Note: I dropped Chuck and House this season, both because the writers ran out of ideas. Chuck is the same old shit, and every time they inch towards shaking things up they get terrified and run like timid kittens in mittens back towards the status quo. I don't regret watching it but three seasons was plenty.
Tuesday
Glee (FOX) Schizophrenic as ever, but it hasn't flamed out yet. I'd be lying if I said I watched this regularly but if I'm bored and it's on, there's generally enough shiny things and flashing lights and Jane Lynch to keep me entertained. Recommended For: Existing Fans, people who love Autotuned covers of awful songs.
Raising Hope (FOX) Baby Danger! The baby is in danger! Hilarious! Actually this show found its footing, and while not great, you could do a lot worse for network comedies. Recommended For: People who think white trash is funny
Running Wilde (FOX) Sigh. I'll let writer and Arrested Development creator Mitch Hurwitz handle this one: "I wanted to have the money to send my kids to a nice school". Perversely I'm still watching this. Recommended For: Nobody, sadly
Sons of Anarchy (FX) Also a sigh. Season two was fantastic and easily took a place in the cable drama pantheon... right up until the last five minutes, when it ended with a shocking but utterly nonsensical cliffhanger. Six episodes in, the cliffhanger has only gotten dumber and resolution is nowhere in sight. Recommended For: Nobody, but go watch Seasons 1+2 on bluray.
Wednesday
Modern Family (ABC) Easily wins 'Most Declined Sophomore'. The appeal in the first season was that it was a tired, classic style of show impeccably executed. Well, now it's just a tired show. Every episode has had one cringe inducingly bad plot, and while it still gets laughs, they're cheap gags. Recommended For: People who love old family sitcoms, Emmy Voters
Terriers (FX) - The best new show, cable or network. Just fantastic. A sleazy but lovable ex-cop, and a sleazy but lovable thief join forces as low-rent PI's who get in over their heads. A winning mix of serialized and standalone stories with a stellar cast. It is, of course, getting abysmal ratings.
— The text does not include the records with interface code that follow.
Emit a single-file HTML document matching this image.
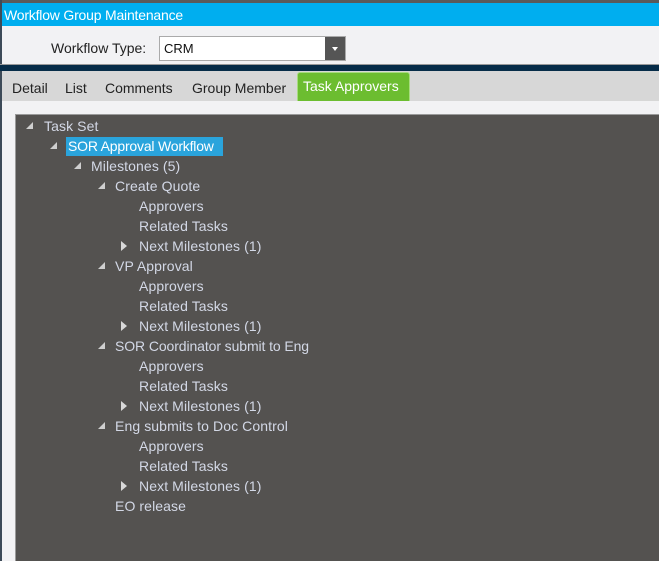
<!DOCTYPE html>
<html><head><style>
*{margin:0;padding:0;box-sizing:border-box}
body{width:659px;height:561px;overflow:hidden;background:#f2f2f4;font-family:"Liberation Sans",Arial,sans-serif;position:relative}
.abs{position:absolute}
.t{position:absolute;font-size:14px;color:#d3d8e6;white-space:nowrap;line-height:16px;letter-spacing:0.1px}
.tri{position:absolute;width:0;height:0;border-left:7px solid transparent;border-bottom:7px solid #cfcfcf}
.arr{position:absolute;width:0;height:0;border-top:5px solid transparent;border-bottom:5px solid transparent;border-left:6px solid #d8d8d8}
.tab{position:absolute;top:80px;font-size:14px;color:#222}
</style></head><body>
<div class="abs" style="left:0;top:0;width:659px;height:3px;background:#5a5a5a"></div>
<div class="abs" style="left:0;top:3px;width:659px;height:23px;background:#00aeef"></div>
<div class="abs" style="left:0;top:0;width:2px;height:561px;background:#3d4a58"></div>
<div class="abs" style="left:4px;top:7px;font-size:14px;color:#fff;letter-spacing:-0.2px">Workflow Group Maintenance</div>
<div class="abs" style="left:2px;top:26px;width:657px;height:38px;background:#f2f2f4"></div>
<div class="abs" style="left:51px;top:40px;font-size:14px;color:#222">Workflow Type:</div>
<div class="abs" style="left:159px;top:36px;width:187px;height:25px;border:1px solid #aaa;background:#fff"></div>
<div class="abs" style="left:164px;top:41px;font-size:13px;color:#111">CRM</div>
<div class="abs" style="left:325px;top:37px;width:20px;height:23px;background:#555"></div>
<div class="abs" style="left:332px;top:47px;border-left:3px solid transparent;border-right:3px solid transparent;border-top:4px solid #fff"></div>
<div class="abs" style="left:0;top:64px;width:659px;height:1px;background:#999"></div>
<div class="abs" style="left:0;top:65px;width:659px;height:6px;background:#062c48"></div>
<div class="abs" style="left:2px;top:71px;width:657px;height:30px;background:#d7d7d7"></div>
<div class="tab" style="left:12px">Detail</div>
<div class="tab" style="left:65px">List</div>
<div class="tab" style="left:105px">Comments</div>
<div class="tab" style="left:192px">Group Member</div>
<div class="abs" style="left:297px;top:72px;width:113px;height:29px;background:#6cbd30;border:1px solid #a8dc80;border-bottom:none;border-radius:3px 3px 0 0"></div>
<div class="abs" style="left:303px;top:78px;font-size:14px;color:#fff">Task Approvers</div>
<div class="abs" style="left:15px;top:114px;width:644px;height:447px;background:#545250;border-left:1px solid #9a9a9a;border-top:1px solid #9a9a9a"></div>
<div class="abs" style="left:66px;top:137px;width:157px;height:19px;background:#2aa4dc"></div>

<div class="tri" style="left:26px;top:122px"></div><div class="t" style="left:44px;top:118px">Task Set</div>
<div class="tri" style="left:50px;top:142px"></div><div class="t" style="left:68px;top:138px;color:#fff;letter-spacing:-0.2px">SOR Approval Workflow</div>
<div class="tri" style="left:74px;top:162px"></div><div class="t" style="left:91px;top:158px">Milestones (5)</div>

<div class="tri" style="left:98px;top:182px"></div><div class="t" style="left:115px;top:178px">Create Quote</div>
<div class="t" style="left:139px;top:198px">Approvers</div>
<div class="t" style="left:139px;top:218px">Related Tasks</div>
<div class="arr" style="left:121px;top:241px"></div><div class="t" style="left:139px;top:238px">Next Milestones (1)</div>

<div class="tri" style="left:98px;top:262px"></div><div class="t" style="left:115px;top:258px">VP Approval</div>
<div class="t" style="left:139px;top:278px">Approvers</div>
<div class="t" style="left:139px;top:298px">Related Tasks</div>
<div class="arr" style="left:121px;top:321px"></div><div class="t" style="left:139px;top:318px">Next Milestones (1)</div>

<div class="tri" style="left:98px;top:342px"></div><div class="t" style="left:115px;top:338px;letter-spacing:-0.1px">SOR Coordinator submit to Eng</div>
<div class="t" style="left:139px;top:358px">Approvers</div>
<div class="t" style="left:139px;top:378px">Related Tasks</div>
<div class="arr" style="left:121px;top:401px"></div><div class="t" style="left:139px;top:398px">Next Milestones (1)</div>

<div class="tri" style="left:98px;top:422px"></div><div class="t" style="left:115px;top:418px">Eng submits to Doc Control</div>
<div class="t" style="left:139px;top:438px">Approvers</div>
<div class="t" style="left:139px;top:458px">Related Tasks</div>
<div class="arr" style="left:121px;top:481px"></div><div class="t" style="left:139px;top:478px">Next Milestones (1)</div>
<div class="t" style="left:115px;top:498px">EO release</div>
</body></html>
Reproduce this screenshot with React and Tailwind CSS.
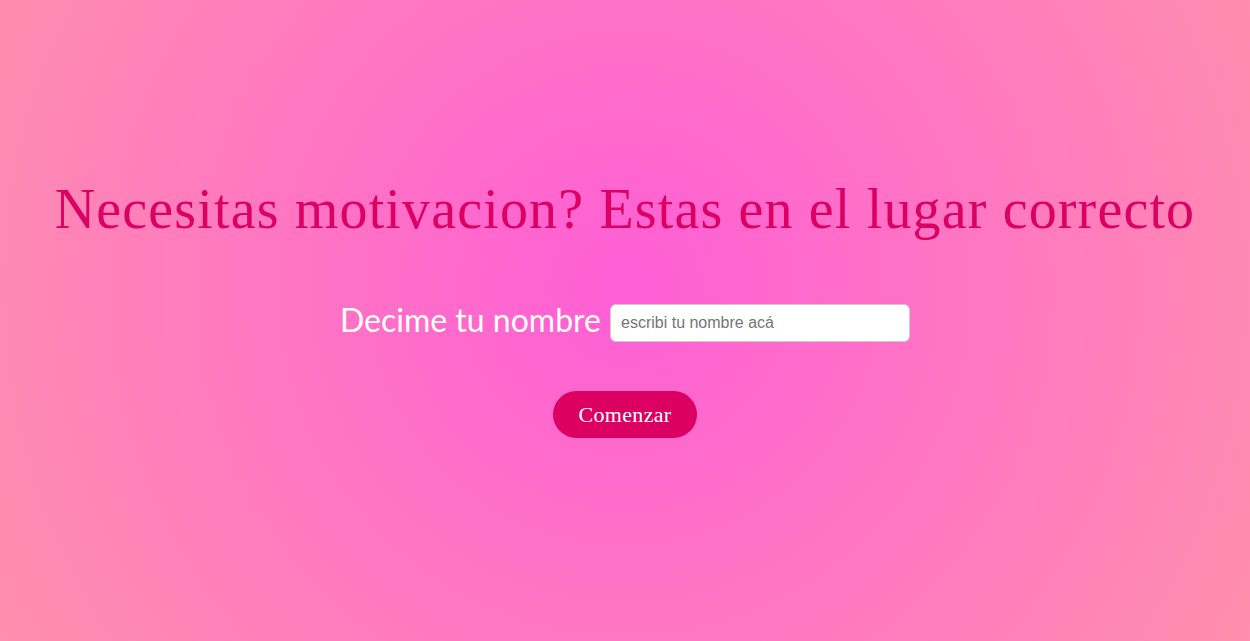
export default function App() {
  return (
    <div className="w-full h-[641px] flex flex-col items-center bg-[radial-gradient(circle_at_50%_45%,#ff5ed6_0%,#ff8fad_100%)]">
      <h1 className="mt-[177px] text-[56px] leading-[64px] tracking-[1.15px] text-[#dc0062] whitespace-nowrap font-['Liberation_Serif',serif]">
        Necesitas motivacion? Estas en el lugar correcto
      </h1>
      <div className="mt-[59px] flex items-center gap-[9px]">
        <span className="pb-[6px] text-[32px] leading-[40px] text-white font-['Lato',sans-serif]">
          Decime tu nombre
        </span>
        <input
          type="text"
          placeholder="escribi tu nombre acá"
          className="w-[300px] h-[38px] rounded-[6px] border border-[#cccccc] bg-white px-[10px] text-[16px] text-[#333333] placeholder:text-[#757575] outline-none font-['Liberation_Sans',Arial,sans-serif]"
        />
      </div>
      <button className="mt-[45px] w-[144px] h-[47px] rounded-full bg-[#dc0062] text-white text-[22px] tracking-[0.3px] font-['Liberation_Serif',serif]">
        Comenzar
      </button>
    </div>
  );
}
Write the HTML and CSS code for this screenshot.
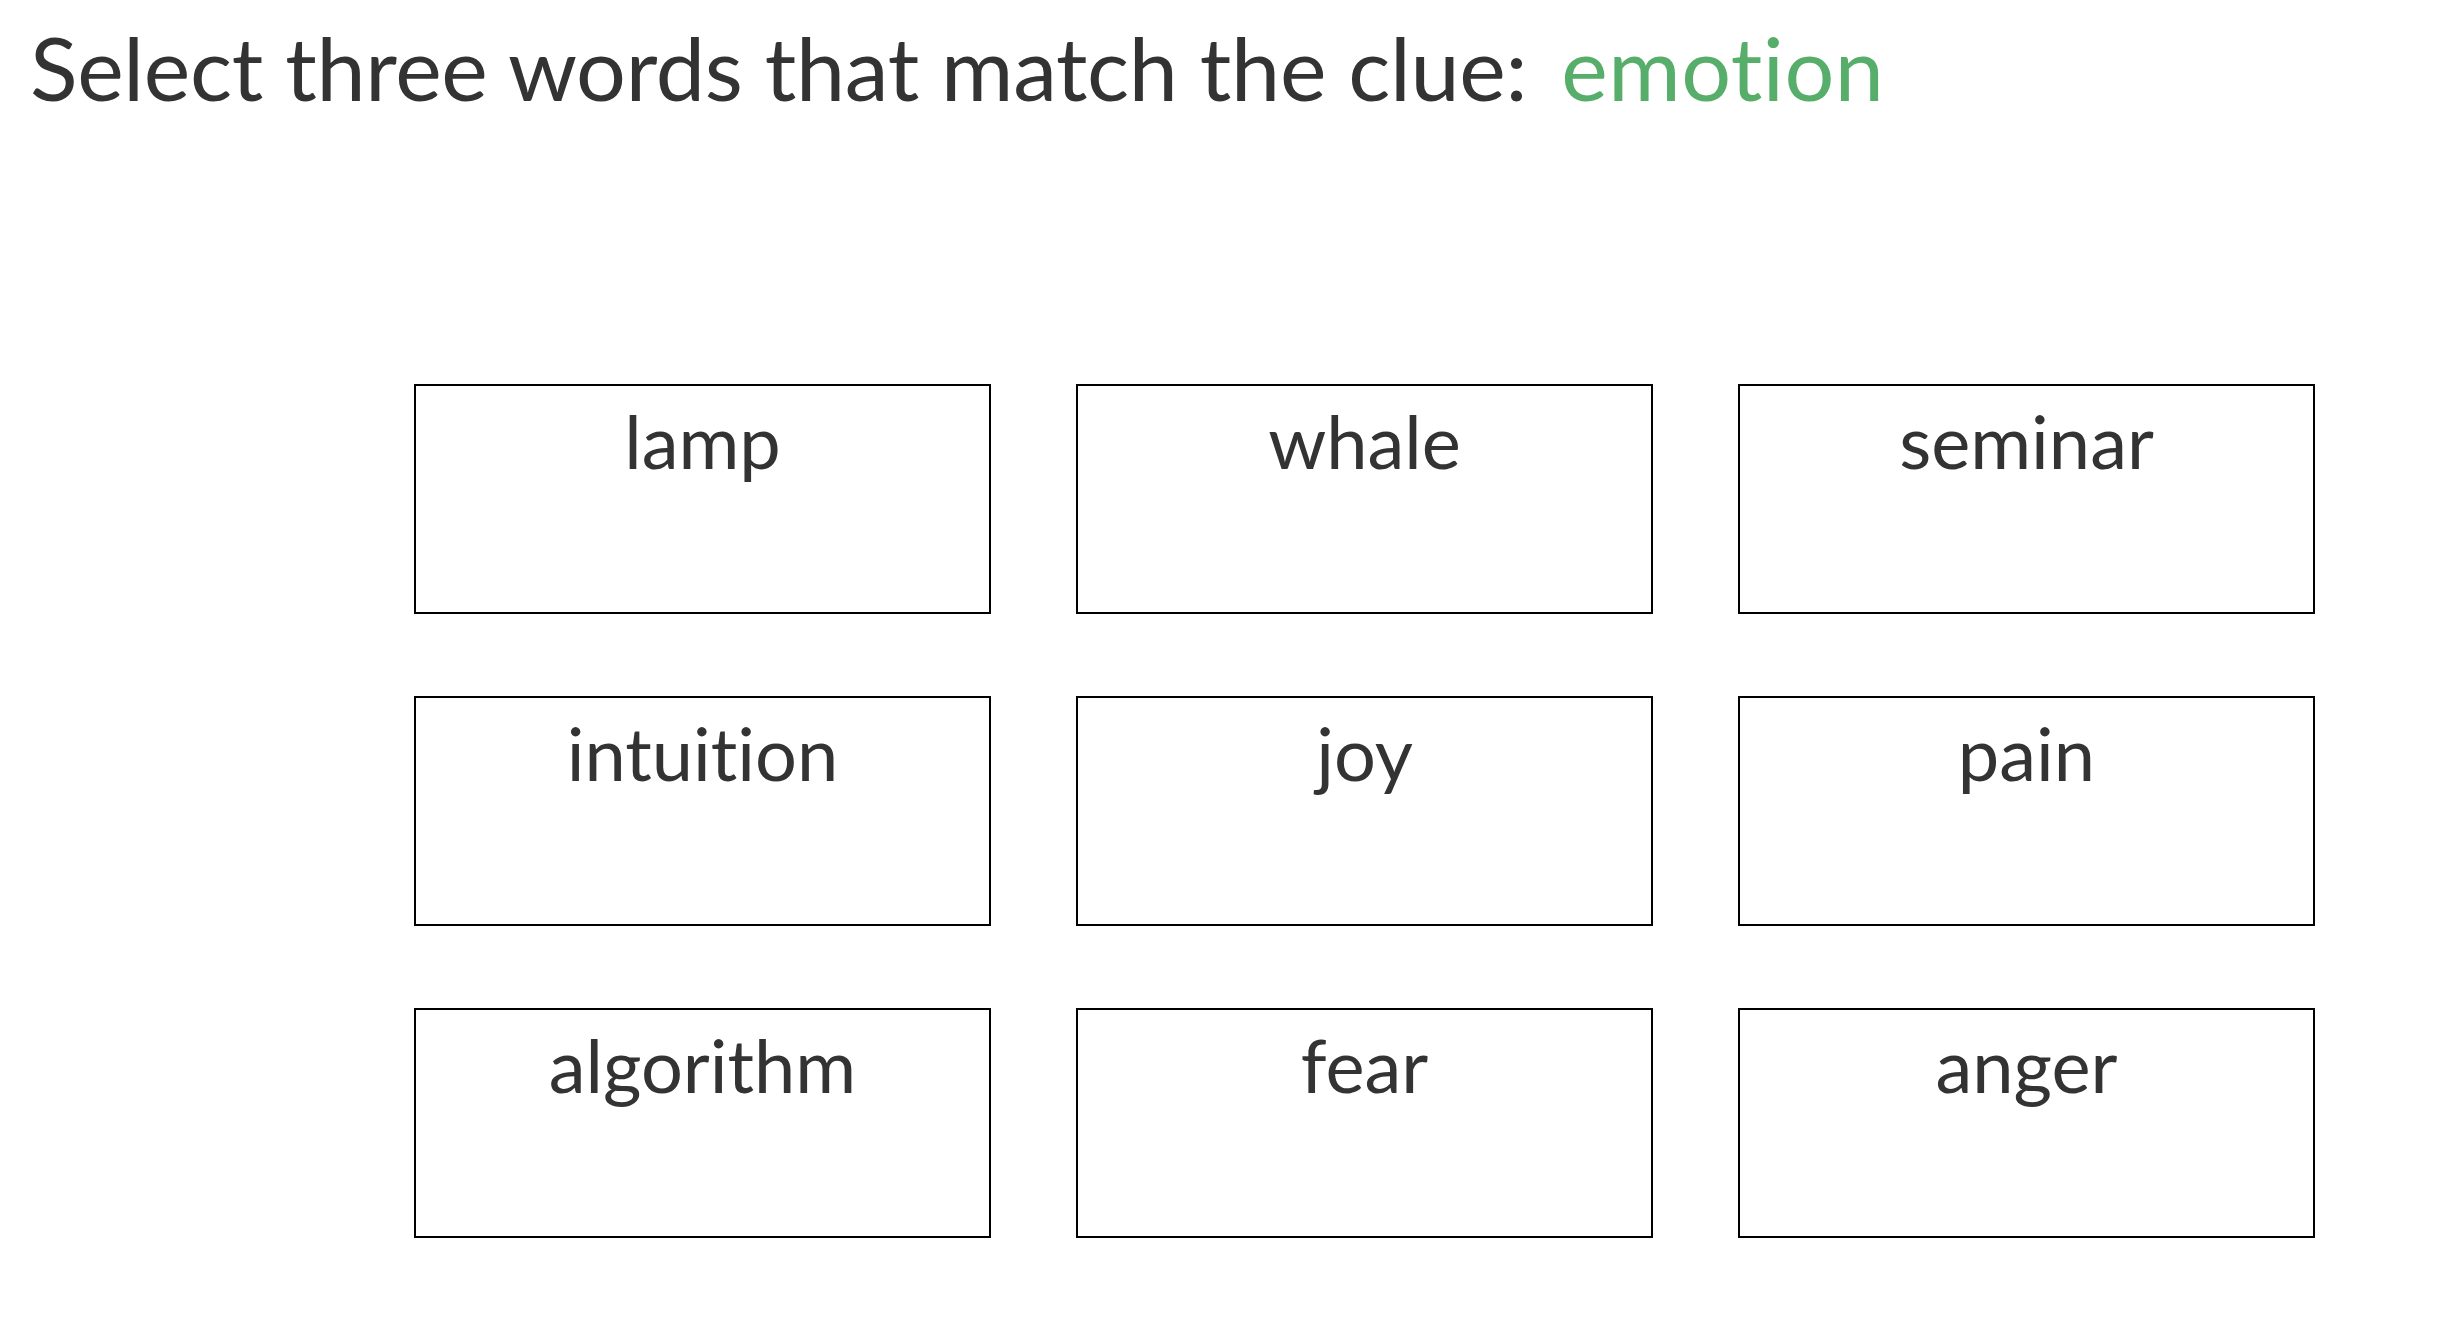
FILE: index.html
```html
<!DOCTYPE html>
<html lang="en">
<head>
<meta charset="utf-8">
<title>Select three words</title>
<link rel="stylesheet" href="styles.css">
</head>
<body>
<main class="page">
  <h1 class="prompt">Select three words that match the clue: <span class="clue">emot&zwnj;ion</span></h1>
  <div class="grid">
    <button class="word">lamp</button>
    <button class="word">whale</button>
    <button class="word">seminar</button>
    <button class="word">intu&zwnj;it&zwnj;ion</button>
    <button class="word">joy</button>
    <button class="word">pain</button>
    <button class="word">algorithm</button>
    <button class="word">fear</button>
    <button class="word">anger</button>
  </div>
</main>
</body>
</html>
```

FILE: styles.css
```css
html, body {
  margin: 0;
  padding: 0;
  background: #ffffff;
}

body {
  font-family: Lato, "Open Sans", "Liberation Sans", sans-serif;
  color: #333333;
  font-variant-ligatures: none;
  font-feature-settings: "liga" 0, "clig" 0, "dlig" 0, "rlig" 0, "calt" 0;
}

.page {
  padding: 15px 0 0 30px;
}

.prompt {
  margin: 0;
  font-size: 88px;
  font-weight: 400;
  line-height: 1.2;
  letter-spacing: -0.3px;
  color: #333333;
  white-space: nowrap;
}

.clue {
  margin-left: 12px;
  letter-spacing: 0.5px;
  color: #57ae6b;
}

.grid {
  margin: 263px 0 0 384px;
  display: grid;
  grid-template-columns: repeat(3, 577px);
  grid-auto-rows: 230px;
  column-gap: 85px;
  row-gap: 82px;
}

.word {
  box-sizing: border-box;
  display: flex;
  justify-content: center;
  align-items: flex-start;
  padding: 11px 0 0;
  margin: 0;
  background: #ffffff;
  border: 2px solid #000000;
  border-radius: 0;
  font-family: inherit;
  font-size: 74px;
  font-weight: 400;
  line-height: 1.2;
  color: #333333;
  font-variant-ligatures: none;
  font-feature-settings: "liga" 0, "clig" 0, "dlig" 0, "rlig" 0, "calt" 0;
  cursor: pointer;
}
```
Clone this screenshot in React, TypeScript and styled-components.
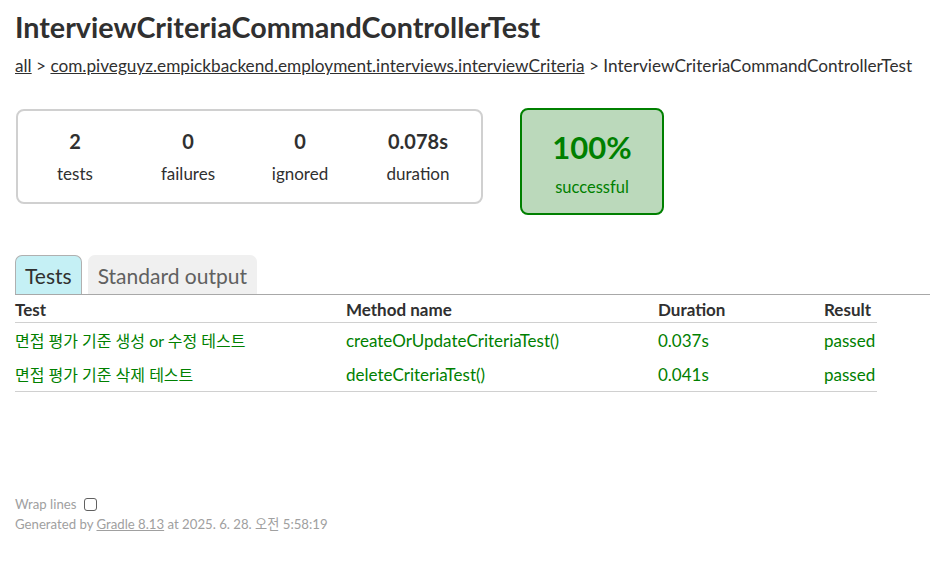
import React from 'react';
import styled, { createGlobalStyle } from 'styled-components';

const GlobalStyle = createGlobalStyle`
  body {
    margin: 0;
    padding: 0;
    background: #ffffff;
    font-family: Lato, "Noto Sans CJK KR", sans-serif;
    color: #303030;
  }
`;

const green = '#008000';

const Content = styled.div`
  padding: 12px 15px 20px 15px;
`;

const Title = styled.h1`
  margin: 0;
  font-size: 28.7px;
  font-weight: 700;
  line-height: 30px;
  white-space: nowrap;
  color: #303030;
`;

const Breadcrumb = styled.div`
  margin-top: 14px;
  font-size: 17.2px;
  line-height: 20px;
  white-space: nowrap;

  a {
    color: #303030;
    text-decoration: underline;
  }
`;

const SummaryRow = styled.div`
  display: flex;
  align-items: flex-start;
  gap: 37px;
  margin-top: 32px;
`;

const SummaryBox = styled.div`
  display: flex;
  box-sizing: border-box;
  width: 467px;
  height: 95px;
  margin-top: 1px;
  margin-left: 1px;
  padding: 16px 0 0 0;
  border: 2px solid #d0d0d0;
  border-radius: 8px;
`;

const Counter = styled.div<{ $width: number }>`
  width: ${(p) => p.$width}px;
  text-align: center;
`;

const CounterValue = styled.div`
  font-size: 20px;
  font-weight: 700;
  line-height: 28px;
`;

const CounterLabel = styled.div`
  margin-top: 8px;
  font-size: 17px;
  line-height: 22px;
`;

const SuccessBox = styled.div`
  box-sizing: border-box;
  width: 144px;
  height: 107px;
  padding-top: 19px;
  border: 2px solid ${green};
  border-radius: 8px;
  background: #bbd9bb;
  color: ${green};
  text-align: center;
`;

const Percent = styled.div`
  font-size: 31px;
  font-weight: 700;
  line-height: 36px;
`;

const PercentLabel = styled.div`
  margin-top: 11px;
  font-size: 16.5px;
  line-height: 22px;
`;

const TabBar = styled.ul`
  display: flex;
  gap: 6px;
  margin: 40px -15px 0 0;
  padding: 0;
  list-style: none;
  border-bottom: 1px solid #a8a8a8;
`;

const Tab = styled.li<{ $selected?: boolean }>`
  box-sizing: border-box;
  height: 39px;
  padding: 6px 9px 0 9px;
  border: 1px solid ${(p) => (p.$selected ? '#b0b0b0' : '#f0f0f0')};
  border-bottom: none;
  border-radius: 7px 7px 0 0;
  background: ${(p) => (p.$selected ? '#c5f0f5' : '#f0f0f0')};
  color: ${(p) => (p.$selected ? '#303030' : '#606060')};
  font-size: 21px;
  line-height: 27px;
`;

const Table = styled.table`
  width: 862px;
  border-collapse: collapse;
  font-size: 17px;
`;

const Th = styled.th<{ $width?: number }>`
  width: ${(p) => (p.$width ? `${p.$width}px` : 'auto')};
  padding: 5px 0 2px 0;
  text-align: left;
  font-weight: 700;
  line-height: 20px;
  border-bottom: 1px solid #d0d0d0;
`;

const Td = styled.td<{ $small?: boolean }>`
  padding: 8px 0 6px 0;
  color: ${green};
  font-size: ${(p) => (p.$small ? '16px' : '17px')};
  line-height: 20px;
  white-space: nowrap;
`;

const Row = styled.tr<{ $last?: boolean }>`
  border-bottom: ${(p) => (p.$last ? '1px solid #d0d0d0' : 'none')};
`;

const Footer = styled.div`
  margin-top: 102px;
  font-size: 13.2px;
  line-height: 20px;
  color: #a0a0a0;
  white-space: nowrap;

  a {
    color: #a0a0a0;
  }
`;

const WrapToggle = styled.label`
  display: flex;
  align-items: center;
  gap: 8px;
`;

const CheckBox = styled.span`
  display: inline-block;
  box-sizing: border-box;
  width: 13px;
  height: 13px;
  border: 1px solid #606060;
  border-radius: 3px;
`;

const counters = [
  { value: '2', label: 'tests', width: 114 },
  { value: '0', label: 'failures', width: 112 },
  { value: '0', label: 'ignored', width: 112 },
  { value: '0.078s', label: 'duration', width: 124 },
];

const tests = [
  { name: '면접 평가 기준 생성 or 수정 테스트', method: 'createOrUpdateCriteriaTest()', duration: '0.037s' },
  { name: '면접 평가 기준 삭제 테스트', method: 'deleteCriteriaTest()', duration: '0.041s' },
];

export default function App() {
  return (
    <>
      <GlobalStyle />
      <Content>
        <Title>InterviewCriteriaCommandControllerTest</Title>
        <Breadcrumb>
          <a href="#">all</a> &gt;{' '}
          <a href="#">com.piveguyz.empickbackend.employment.interviews.interviewCriteria</a> &gt;{' '}
          InterviewCriteriaCommandControllerTest
        </Breadcrumb>

        <SummaryRow>
          <SummaryBox>
            {counters.map((c) => (
              <Counter key={c.label} $width={c.width}>
                <CounterValue>{c.value}</CounterValue>
                <CounterLabel>{c.label}</CounterLabel>
              </Counter>
            ))}
          </SummaryBox>
          <SuccessBox>
            <Percent>100%</Percent>
            <PercentLabel>successful</PercentLabel>
          </SuccessBox>
        </SummaryRow>

        <TabBar>
          <Tab $selected>Tests</Tab>
          <Tab>Standard output</Tab>
        </TabBar>

        <Table>
          <thead>
            <tr>
              <Th $width={331}>Test</Th>
              <Th $width={312}>Method name</Th>
              <Th $width={166}>Duration</Th>
              <Th>Result</Th>
            </tr>
          </thead>
          <tbody>
            {tests.map((t, i) => (
              <Row key={t.method} $last={i === tests.length - 1}>
                <Td $small>{t.name}</Td>
                <Td>{t.method}</Td>
                <Td>{t.duration}</Td>
                <Td>passed</Td>
              </Row>
            ))}
          </tbody>
        </Table>

        <Footer>
          <WrapToggle>
            Wrap lines <CheckBox />
          </WrapToggle>
          <div>
            Generated by <a href="#">Gradle 8.13</a> at 2025. 6. 28. 오전 5:58:19
          </div>
        </Footer>
      </Content>
    </>
  );
}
Recommended For: Everyone over 16
Thursday
Community (NBC) It hasn't gotten dramatically better, but stayed solidly in the excellent groove it was in for most of last season. With the promise of more John Oliver, its cast has only improved. Recommended For: Everyone
30 Rock (NBC) I liked last season more than most people, but so far this one is a definite improvement. Ignoring the love it or hate it one-off live episode, it's still a winner. Recommended For: Everyone who likes absurd humor
The Office (NBC) Not as crappy as last season. Not good either, but I don't dislike putting it on while I do laundry. Recommended For: Existing Fans
We'll end with a special "Fuck You" to NBC, who gave Outsourced the cushy post-Office slot the far, far, far superior Community and Parks & Rec (season 2) never got, and another for now forcing the two into a deathmatch that at most one will survive. They've got a lot of awful looking 30 minute comedies for midseason so it's easy to imagine Community not getting a full season AND the already filmed third season of Parks and Rec never airing at all or being burned off in the summer. All while Outsourced continues crapping all over TV.